〔いんさいど世界〕 北極資源戦争 ロシアが先手 北極真下の海底に「国旗」 核爆撃機のパトロールを再開
世界のてっぺん、北極を舞台に「資源戦争」が勃発しかけています。北極海の海底に眠る石油・天然ガスをめぐる戦いが始まろうとしている。
先手を打ったのは、ロシアです。
北極の「真下」の海底に「ロシア国旗」を据え付けて領有権を主張したあと、北極圏の空に核搭載の爆撃機を繰り出し、戦略哨戒飛行を再開しました。
これに対して、カナダ、デンマークなど関係各国はロシア領有権の無効を主張、ホットな「冷戦」が続いています。
ロシアのミニ潜水艇が北極直下、水深4000メートルの海底に潜航、海底にチタニウムのカプセルに入った「ロシア国旗」を据え付けたのは、8月2日のことでした。
3人乗りのミニ潜水艦2隻によるチームプレーの快挙。
チームを率いたのは、プーチン大統領のスポークスマンを務めるペズロフ特使で、潜航の模様はテレビで生中継され、ロシア全土に放映されました。
冒険のためではありませんでした。
目的はハッキリしていた。
狙いはただひとつ、北極点の海底にロシア国旗を翻らす(?)ことで、北極地方に対するロシアの領有権を全世界にアピールすることでした。
ロシアは北極海を走る「ロモノゾフ海嶺(海の山脈)」を中心、北極地方の半分の領有権をかねて主張しており、そのことを目に見えたかたちで示す、「潜航ショー」を決行してみせたわけです。
その理由は何か?
実はシロクマの楽園の北極の海って、海底に石油や天然ガス資源の眠る宝庫なんです。
推定埋蔵量、100億トン。
地球に残された最大かつ最後のエネルギー資源です。
それが手付かずのまま、開発される日を待っている。ロシアはこれにいち早く、ツバをつけてみせたわけです。
早速、北極圏の関係諸国から批判と抗議の声が上がりました。
カナダ政府はレゾリュート湾に軍事訓練施設の名目で基地を開設、バフィン島には海軍基地をつくり、軍事力で権益を保全する構え。
グリーンランドを抱えるデンマークも、ロシアの領有権主張の根拠となっている「ロモノゾフ海嶺」が実はグルーンランドから伸びるものと主張し、海底の地形調査に乗り出す考えでいます。
アラスカを持つアメリカも神経を尖らせていますが、国連の海洋法条約を締結しなかたことで、アラスカ沖に対する領有権を主張できず、指を咥えながら苛立ちを隠せないようすです。
ロシアが北極に触手を伸ばした背景には、プーチン大統領の資源戦略があります。
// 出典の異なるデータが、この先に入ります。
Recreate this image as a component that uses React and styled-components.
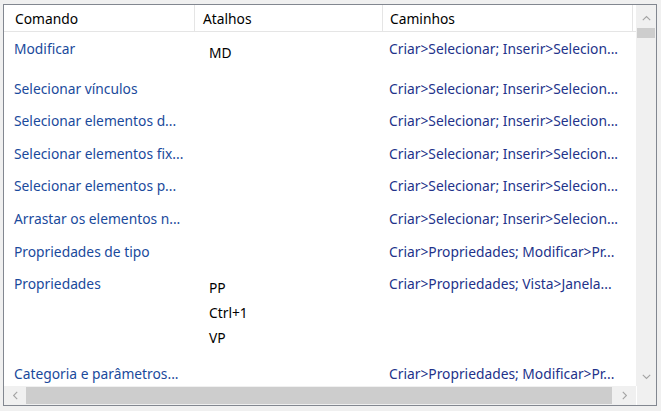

資源を武器に、ロシアを超大国として復活させる……そんな戦略をとってプーチンさんは成功し、政治的な基盤を固めて来ました。
ヨーロッパ向けの天然ガスパイプラインをストップするぞと言っては脅しをかけ、外交上の切り札にして来たわけです。
そんな新生超大国・ロシアの復活を賭けたことですから、ロシアは真剣です。
マジ、北極資源をゲットしようとしている。そう見なければならないわけですが、それを裏付けることが最近、起きて、西側関係者に衝撃を与えました。
それが核搭載爆撃機による戦略哨戒飛行の再開です。
核哨戒飛行は「冷戦」の最中、続けられていたもので、文字通り核爆弾を装備した爆撃機が北極の空をパトロール飛行し、有事の場合、直ちに攻撃に入るという危険きわまりないものでした。
それが冷戦の終結で1992年に中止され、これまで続いていたのですが、これをロシアは今月(8月)17日から再会しました。
爆撃機14機が一斉に飛び立ち、哨戒飛行を開始したそうです。
北極はロシアの「北方領土」、国際社会に何として認めさせるんだという、これはもう断固たる意志表示ですよね。
このように、ロシアが北極の海の海底資源確保に動き出した背景には、実は意外なものが潜んでいます。
それは、なんと「地球温暖化」。
地球温暖化によってさしもの北極海の寒さも和らぎ、氷が溶け出すなど、開発しやすい状況が生まれつつある……。
地球温暖化も遂にここまで来たか、という感じがしますね。
開発が進むと、シロクマたちもおちおち冬眠してられないわけで、「おい、いい加減にシロ。クマるじゃないか」な~んて怒っていたりして……。
でも冗談じゃないですよね。
「北極産の石油」まで世界に(日本に)に出回る日には、真夏の暑さはどのくらいになっているのでしょう。
45度、50度……。
考えるだけで背筋が寒くなります。